▶ _Recorded data_
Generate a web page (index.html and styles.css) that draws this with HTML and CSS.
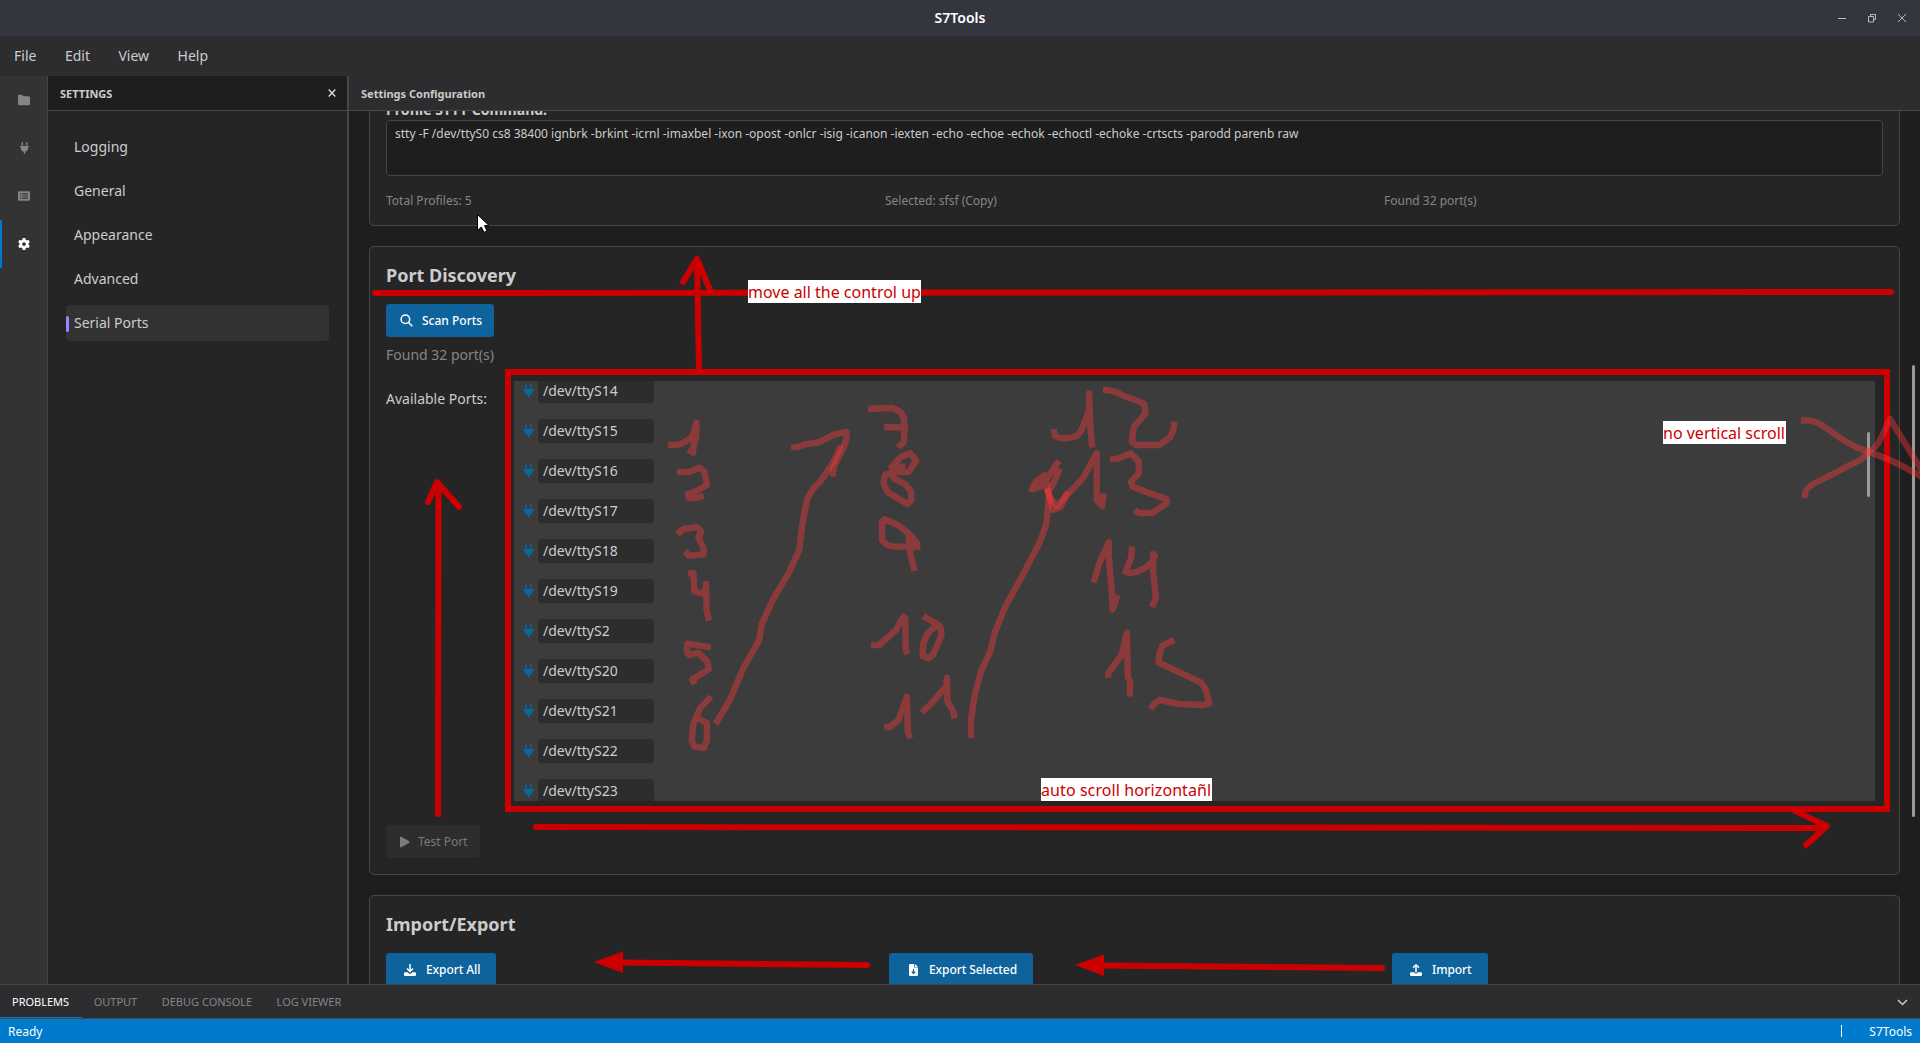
FILE: index.html
```html
<!DOCTYPE html>
<html lang="en">
<head>
<meta charset="utf-8">
<title>S7Tools</title>
<link rel="stylesheet" href="styles.css">
</head>
<body>
<svg class="defs" width="0" height="0">
  <symbol id="plug" viewBox="0 0 384 512"><path d="M96 0C78.300 0 64 14.300 64 32v96h64V32c0-17.700-14.300-32-32-32zM288 0c-17.700 0-32 14.300-32 32v96h64V32c0-17.700-14.300-32-32-32zM32 160c-17.700 0-32 14.300-32 32s14.300 32 32 32v32c0 77.400 55 142 128 156.800V480c0 17.700 14.300 32 32 32s32-14.300 32-32V412.800C297 398 352 333.400 352 256V224c17.700 0 32-14.300 32-32s-14.300-32-32-32H32z"/></symbol>
  <symbol id="gear" viewBox="0 0 512 512"><path d="M495.900 166.600c3.200 8.700 .5 18.400-6.400 24.600l-43.300 39.400c1.100 8.300 1.700 16.800 1.700 25.400s-.6 17.100-1.700 25.400l43.300 39.400c6.900 6.200 9.600 15.900 6.400 24.600c-4.400 11.900-9.700 23.300-15.800 34.300l-4.700 8.100c-6.600 11-14 21.400-22.100 31.200c-5.900 7.200-15.700 9.600-24.500 6.800l-55.700-17.700c-13.400 10.300-28.200 18.900-44 25.400l-12.500 57.100c-2 9.100-9 16.300-18.200 17.800c-13.800 2.300-28 3.500-42.500 3.500s-28.700-1.200-42.500-3.500c-9.200-1.500-16.200-8.700-18.200-17.800l-12.500-57.100c-15.800-6.500-30.600-15.100-44-25.400L83.100 425.900c-8.800 2.800-18.600 .3-24.500-6.800c-8.100-9.800-15.500-20.200-22.100-31.200l-4.700-8.100c-6.100-11-11.400-22.400-15.800-34.300c-3.200-8.700-.5-18.400 6.400-24.600l43.300-39.400C64.600 273.100 64 264.600 64 256s.6-17.100 1.700-25.400L22.400 191.200c-6.900-6.200-9.600-15.900-6.400-24.600c4.400-11.900 9.700-23.300 15.800-34.300l4.700-8.100c6.600-11 14-21.400 22.100-31.200c5.900-7.200 15.700-9.600 24.500-6.800l55.700 17.700c13.400-10.300 28.200-18.900 44-25.400l12.500-57.100c2-9.100 9-16.300 18.200-17.800C227.300 1.200 241.500 0 256 0s28.700 1.200 42.500 3.500c9.200 1.500 16.200 8.700 18.200 17.800l12.500 57.100c15.800 6.500 30.600 15.100 44 25.400l55.700-17.700c8.800-2.800 18.600-.3 24.500 6.800c8.100 9.800 15.500 20.200 22.100 31.200l4.700 8.100c6.100 11 11.400 22.400 15.800 34.300zM256 336a80 80 0 1 0 0-160 80 80 0 1 0 0 160z"/></symbol>
</svg>

<div class="app">
  <header class="titlebar">
    <span class="title">S7Tools</span>
    <div class="window-buttons">
      <svg width="10" height="10" viewBox="0 0 10 10"><path d="M1 5.500h8"/></svg>
      <svg width="10" height="10" viewBox="0 0 10 10"><path d="M1.500 3.500h5v5.500h-5zM3.500 3.500v-2h5v5h-2"/></svg>
      <svg width="10" height="10" viewBox="0 0 10 10"><path d="M1 1l8 8M9 1l-8 8"/></svg>
    </div>
  </header>

  <nav class="menubar"><span>File</span><span>Edit</span><span>View</span><span>Help</span></nav>

  <div class="workspace">
    <nav class="activity">
      <div class="activity-item"><svg width="12" height="12" viewBox="0 0 12 12"><path d="M0 2Q0 .8 1.200 .8H4L5.300 2.200H10.800Q12 2.200 12 3.300V10Q12 11.200 10.800 11.200H1.200Q0 11.200 0 10z"/></svg></div>
      <div class="activity-item"><svg width="9" height="12"><use href="#plug"/></svg></div>
      <div class="activity-item"><svg width="12" height="12" viewBox="0 0 12 12"><path fill-rule="evenodd" d="M1 1.300h10q1 0 1 1v7.400q0 1-1 1H1q-1 0-1-1V2.300q0-1 1-1zM2 3.200v1.200h1.200V3.200zM4.200 3.200v1.200h5.800V3.200zM2 5.400v1.200h1.200V5.400zM4.200 5.400v1.200h5.800V5.400zM2 7.600v1.200h1.200V7.600zM4.200 7.600v1.200h5.800V7.600z"/></svg></div>
      <div class="activity-item active"><svg width="12" height="12"><use href="#gear"/></svg></div>
    </nav>

    <aside class="sidebar">
      <div class="sidebar-head"><span>SETTINGS</span><svg width="8" height="8" viewBox="0 0 8 8"><path d="M.7 .5l6.600 7M7.300 .5l-6.600 7"/></svg></div>
      <div class="sidebar-list">
        <div class="side-item">Logging</div>
        <div class="side-item">General</div>
        <div class="side-item">Appearance</div>
        <div class="side-item">Advanced</div>
        <div class="side-item selected">Serial Ports</div>
      </div>
    </aside>

    <main class="content">
      <div class="content-head">Settings Configuration</div>
      <div class="scroll">
        <section class="card profile">
          <div class="field-label">Profile STTY Command:</div>
          <div class="textarea">stty -F /dev/ttyS0 cs8 38400 ignbrk -brkint -icrnl -imaxbel -ixon -opost -onlcr -isig -icanon -iexten -echo -echoe -echok -echoctl -echoke -crtscts -parodd parenb raw</div>
          <div class="stats"><span>Total Profiles: 5</span><span>Selected: sfsf (Copy)</span><span>Found 32 port(s)</span></div>
        </section>

        <section class="card discovery">
          <h2>Port Discovery</h2>
          <button class="btn scan"><svg width="13" height="13" viewBox="0 0 13 13"><circle cx="5.400" cy="5.200" r="4.300"/><path d="M8.500 8.400l3.800 3.900"/></svg>Scan Ports</button>
          <div class="found">Found 32 port(s)</div>
          <div class="ports-row">
            <div class="ports-label">Available Ports:</div>
            <div class="ports">
              <div class="port"><svg width="11" height="14"><use href="#plug"/></svg><span>/dev/ttyS14</span></div>
              <div class="port"><svg width="11" height="14"><use href="#plug"/></svg><span>/dev/ttyS15</span></div>
              <div class="port"><svg width="11" height="14"><use href="#plug"/></svg><span>/dev/ttyS16</span></div>
              <div class="port"><svg width="11" height="14"><use href="#plug"/></svg><span>/dev/ttyS17</span></div>
              <div class="port"><svg width="11" height="14"><use href="#plug"/></svg><span>/dev/ttyS18</span></div>
              <div class="port"><svg width="11" height="14"><use href="#plug"/></svg><span>/dev/ttyS19</span></div>
              <div class="port"><svg width="11" height="14"><use href="#plug"/></svg><span>/dev/ttyS2</span></div>
              <div class="port"><svg width="11" height="14"><use href="#plug"/></svg><span>/dev/ttyS20</span></div>
              <div class="port"><svg width="11" height="14"><use href="#plug"/></svg><span>/dev/ttyS21</span></div>
              <div class="port"><svg width="11" height="14"><use href="#plug"/></svg><span>/dev/ttyS22</span></div>
              <div class="port"><svg width="11" height="14"><use href="#plug"/></svg><span>/dev/ttyS23</span></div>
              <div class="thumb ports-thumb"></div>
            </div>
          </div>
          <button class="btn test"><svg width="10" height="12" viewBox="0 0 10 12"><path d="M0 1.200Q.2 .2 1.300 .8L9.300 5.300Q10 6 9.300 6.700L1.300 11.200Q.2 11.700 0 10.800z"/></svg>Test Port</button>
        </section>

        <section class="card transfer">
          <h2>Import/Export</h2>
          <div class="transfer-row">
            <div><button class="btn wide export-all"><svg width="12" height="12" viewBox="0 0 12 12"><path class="line" d="M6 0v7M3 4.500l3 3 3-3"/><path d="M0 9.300q0-1.100 1.100-1.100H3.600L6 10.200 8.400 8.200h2.500Q12 8.200 12 9.300v1.500Q12 12 10.900 12H1.100Q0 12 0 10.800z"/></svg>Export All</button></div>
            <div><button class="btn wide export-selected"><svg class="doc" width="9" height="12" viewBox="0 0 9 12"><path d="M0 1.200Q0 0 1.200 0H5.200V3.600H9V10.800Q9 12 7.800 12H1.200Q0 12 0 10.800zM6 0L9 2.900H6z"/><path class="cut" d="M4.500 5v4.500M2.700 7.700l1.800 1.800 1.800-1.800"/></svg>Export Selected</button></div>
            <div><button class="btn wide import"><svg width="12" height="12" viewBox="0 0 12 12"><path class="line" d="M6 8.500V1M3 3.800l3-3 3 3"/><path d="M0 9.300q0-1.100 1.100-1.100H4.200Q4.400 9.600 6 9.700 7.600 9.600 7.800 8.200h3.100Q12 8.200 12 9.300v1.500Q12 12 10.900 12H1.100Q0 12 0 10.800z"/></svg>Import</button></div>
          </div>
        </section>
        <div class="thumb page-thumb"></div>
      </div>
    </main>
  </div>

  <div class="panel-tabs">
    <span class="tab current">PROBLEMS</span><span class="tab">OUTPUT</span><span class="tab">DEBUG CONSOLE</span><span class="tab">LOG VIEWER</span>
    <svg class="chevron" width="11" height="7" viewBox="0 0 11 7"><path d="M1 1l4.500 4.500L10 1"/></svg>
  </div>
  <footer class="statusbar"><span>Ready</span><span class="right"><i></i>S7Tools</span></footer>
</div>

<svg class="annotations" width="1920" height="1043" viewBox="0 0 1920 1043">
  <g class="marker">
    <path d="M375 293L1891 292"/>
    <rect class="frame" x="508" y="372" width="1379" height="437"/>
    <path class="flat" d="M699 371L697 262"/>
    <path d="M683 282L697 259 710 290"/>
    <path d="M438 814L438.500 484M428 502L437 482 459 507"/>
    <path d="M536 827L1824 828M1795 811L1827 826 1806 845"/>
    <path d="M867 965L620 962.500M1382 968L1100 965.500"/>
    <path class="head" d="M593.500 962L623 951.500V973zM1075 965L1104 954.500V976z"/>
  </g>
  <g class="pen" transform="translate(640 380) scale(.408163 .333333)">
    <path d="M69 195H92Q110 190 128 170L138 128V168L132 193 130 218 118 208"/>
    <path d="M91 276H120L146 263 158 275 164 315 140 332 117 342 120 354H138L156 348"/>
    <path d="M91 462L107 447 140 441 150 455 143 472 156 506V523L121 527 110 515"/>
    <path d="M118 580H131L133 633 158 644 162 612 163 690 169 722"/>
    <path d="M174 802L116 791 115 818 122 825 142 818 165 845 169 868 128 898 134 913"/>
    <path d="M174 950L147 985 130 1035 127 1085 134 1100 157 1104 164 1080V1030L143 1015"/>
    <path d="M185 1032L220 960 253 865 292 780 298 733 325 660 365 578 390 510 398 430 410 355 425 325 443 303 474 245 490 205 489 195"/>
    <path d="M370 202L386 201 405 193 440 186 475 164 506 156 506 175 500 200 475 260 472 290"/>
    <path d="M559 87L618 84 638 95 647 117V185L633 203M598 141L657 143"/>
    <path d="M650 260L638 260 622 275 616 262 640 230 662 220 677 242 658 276 625 276 600 285 597 310 607 337 655 372 665 360 664 335 650 313 622 295 615 275"/>
    <path d="M679 510V490L660 462 632 435 600 418 593 425V480L605 495 620 500H672L658 465 662 520 673 573"/>
    <path d="M566 795H586L627 750 645 710 650 715 651 808 655 823M694 708L735 738 739 765 718 825 707 834 692 828 694 790 705 760 730 732"/>
    <path d="M598 1041H612L633 1020 654 950 656 1055 662 1075M690 998L710 975 750 920 752 893 753 965 768 995 770 1016"/>
    <path d="M811 1074V1020L820 945 835 875 858 815 870 755 895 680 940 580 980 485 995 435 1002 350 992 285 970 305 960 328 985 318 1003 285 1026 242"/>
    <path d="M1029 265L1012 312 1000 335 1012 390 1030 382 1048 335"/>
    <path d="M997 325L1003 350 1021 378 1050 340 1085 295 1119 220V360L1132 378 1136 340"/>
    <path d="M1014 147L1016 168 1028 174H1050L1070 168 1082 150 1100 90V40L1104 150 1108 203"/>
    <path d="M1134 30Q1165 30 1185 48L1210 58 1235 72 1239 100 1210 140 1205 185 1215 195H1273L1300 170 1308 145 1309 124"/>
    <path d="M1151 238L1170 236 1203 220 1222 245V280L1203 305 1207 320 1245 338 1290 357V370L1255 399H1222L1212 390"/>
    <path d="M1111 608L1127 545 1149 487V535L1158 670V688L1170 645"/>
    <path d="M1206 499L1203 535 1190 575 1200 580Q1235 575 1258 540L1262 520M1257 514V570L1264 655 1254 681"/>
    <path d="M1147 893V880L1180 825 1193 758 1195 890 1201 905 1200 950"/>
    <path d="M1309 780L1280 797 1273 820 1270 847 1375 908 1387 930 1394 970 1380 975 1320 972 1273 960 1263 968 1250 987"/>
  </g>
  <g class="pen">
    <path d="M1801 420.500H1808Q1816 420 1829 430 1842 440 1856 447 1866 451 1872 453L1890 460Q1903 466 1924 478"/>
    <path d="M1805 498V493Q1806 488 1815 483L1827 477 1858 461Q1866 457 1869 451 1876 449 1882 436L1890 419 1924 474"/>
  </g>
  <path class="cursor" d="M477.500 214.500V230.500L481.300 227 484 232.300 487 231 484.500 225.600H489z"/>
</svg>
<div class="note up">move all the control up</div>
<div class="note novert">no vertical scroll</div>
<div class="note horiz">auto scroll horizontañl</div>
</body>
</html>
```
FILE: styles.css
```css
* { box-sizing: border-box; }
body { margin: 0; background: #1e1e1e; color: #cccccc; font: 14px "Noto Sans", sans-serif; overflow: hidden; }
.defs { position: absolute; }
svg { display: block; flex: none; }
.app { width: 1920px; height: 1043px; display: flex; flex-direction: column; }

.titlebar { height: 36px; flex: none; background: #33363f; display: grid; grid-template-columns: 1fr auto 1fr; align-items: center; }
.title { grid-column: 2; color: #fff; font-weight: 600; font-size: 14px; padding-bottom: 2px; }
.window-buttons { display: flex; gap: 20px; justify-content: flex-end; padding-right: 13px; }
.window-buttons svg { fill: none; stroke: #b8babd; stroke-width: 1; }

.menubar { height: 40px; flex: none; background: #2d2d30; display: flex; align-items: center; gap: 28.5px; padding: 0 0 2px 14px; }

.workspace { flex: 1; min-height: 0; display: flex; }
.activity { width: 48px; flex: none; background: #333333; border-right: 1px solid #464647; }
.activity-item { height: 48px; display: flex; align-items: center; justify-content: center; border-left: 2px solid transparent; padding-right: 1px; }
.activity-item svg { fill: #858585; }
.activity-item.active { border-left-color: #007acc; }
.activity-item.active svg { fill: #fff; }

.sidebar { width: 301px; flex: none; background: #252526; border-right: 2px solid #464647; }
.sidebar-head { height: 35px; background: #1e1e1e; border-bottom: 1px solid #464647; display: flex; align-items: center; justify-content: space-between; padding: 0 11px 0 12px; font-size: 11px; font-weight: 700; }
.sidebar-head span { padding-top: 1px; }
.sidebar-head svg { fill: none; stroke: #ddd; stroke-width: 1.3; }
.sidebar-list { padding: 18px 18px; display: flex; flex-direction: column; gap: 8px; }
.side-item { height: 36px; display: flex; align-items: center; padding: 0 0 2px 8px; border-radius: 4px; }
.side-item.selected { background: #323233; padding-left: 0; }
.side-item.selected::before { content: ""; width: 3px; height: 16px; border-radius: 2px; background: #9a84ff; margin: 3px 5px 0 0; }

.content { flex: 1; min-width: 0; display: flex; flex-direction: column; }
.content-head { height: 35px; flex: none; background: #2d2d30; border-bottom: 1px solid #464647; display: flex; align-items: center; padding: 1px 0 0 12px; font-size: 11px; font-weight: 700; }
.scroll { position: relative; flex: 1; min-height: 0; overflow: hidden; padding: 0 20px; background: #1e1e1e; }
.card { background: #252526; border: 1px solid #464647; border-radius: 5px; padding: 16px; }
.profile { margin-top: -28px; height: 143px; }
.field-label { height: 20px; line-height: 20px; font-size: 14px; font-weight: 700; }
.textarea { height: 56px; border: 1px solid #464647; border-radius: 4px; background: #1e1e1e; padding: 4px 8px; font-size: 12px; line-height: 17px; }
.stats { display: grid; grid-template-columns: 1fr 1fr 1fr; margin-top: 16px; font-size: 12px; line-height: 17px; color: #858585; }
.discovery { margin-top: 20px; height: 629px; }
h2 { margin: 0; font-size: 18px; font-weight: 700; line-height: 24px; height: 26px; }
.btn { display: flex; align-items: center; border: 0; border-radius: 3px; background: #0e639c; color: #fff; height: 33px; padding: 0; font: 500 12px "Noto Sans", sans-serif; white-space: nowrap; }
.scan { margin-top: 15px; width: 108px; padding-left: 14px; }
.scan svg { fill: none; stroke: #fff; stroke-width: 1.5; margin-right: 9px; }
.found { margin-top: 8px; line-height: 20px; color: #858585; }
.ports-row { margin-top: 16px; display: flex; }
.ports-label { width: 128px; line-height: 20px; padding-top: 8px; }
.ports { position: relative; width: 1361px; height: 420px; overflow: hidden; background: #3c3c3c; display: flex; flex-direction: column; gap: 16px; }
.port { height: 24px; flex: none; display: flex; align-items: center; padding-left: 9px; gap: 4px; }
.port:first-child { margin-top: -2px; }
.port svg { fill: #0e639c; }
.port span { width: 116px; height: 24px; line-height: 24px; padding-left: 5px; border-radius: 4px; background: #2d2d2d; }
.test { margin-top: 24px; width: 94px; background: #2d2d2e; color: #7a7a7a; font-weight: 400; padding-left: 14px; }
.test svg { fill: #7a7a7a; margin-right: 8px; }
.transfer { margin-top: 20px; height: 160px; }
.transfer-row { display: grid; grid-template-columns: 1fr 1fr 1fr; gap: 12px; margin-top: 15px; }
.wide { padding-left: 18px; letter-spacing: -.08px; }
.export-all { width: 110px; }
.export-selected { width: 144px; }
.import { width: 96px; }
.wide svg { fill: #fff; margin-right: 10px; }
.wide .doc { margin: 0 11px 0 2px; }
.wide .line { fill: none; stroke: #fff; stroke-width: 1.500; }
.wide .cut { fill: none; stroke: #0e639c; stroke-width: 1.200; }
.thumb { position: absolute; width: 3px; border-radius: 2px; background: #9a9a9a; }
.ports-thumb { right: 5px; top: 51px; height: 65px; }
.page-thumb { right: 5px; top: 254px; height: 452px; }

.panel-tabs { height: 35px; flex: none; background: #2d2d30; border-top: 1px solid #464647; border-bottom: 1px solid #464647; display: flex; font-size: 11px; color: #858585; }
.tab { padding: 0 12.5px 0 12px; line-height: 34px; border-bottom: 1px solid transparent; }
.tab.current { color: #fff; border-bottom-color: #007acc; }
.chevron { margin: 14px 12px 0 auto; fill: none; stroke: #ccc; stroke-width: 1.500; }
.statusbar { height: 24px; flex: none; background: #007acc; color: #fff; display: flex; align-items: center; justify-content: space-between; padding: 0 8px; font-size: 12px; }
.right { display: flex; align-items: center; }
.right i { width: 1px; height: 12px; background: #fff; margin-right: 27px; }

.annotations { position: absolute; left: 0; top: 0; }
.marker path, .frame { fill: none; stroke: #cc0000; stroke-width: 6; stroke-linecap: round; stroke-linejoin: round; }
.marker .frame { stroke-linejoin: miter; }
.marker .flat { stroke-linecap: butt; }
.marker .head { fill: #cc0000; stroke: none; }
.pen path { fill: none; stroke: rgba(255, 56, 58, .4); stroke-width: 6.4; stroke-linejoin: round; vector-effect: non-scaling-stroke; }
.cursor { fill: #fff; stroke: #000; stroke-width: 1; }
.note { position: absolute; height: 23px; background: #fff; color: #cc0000; font-size: 16px; line-height: 25px; white-space: nowrap; }
.up { left: 748px; top: 280px; width: 173px; }
.novert { left: 1663px; top: 421px; width: 123px; }
.horiz { left: 1041px; top: 778px; width: 171px; letter-spacing: .08px; }
```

▶ _Given task_
Only the number is wanted: how many lines of the data contain the word "page"?

▶ _Worked solution_
3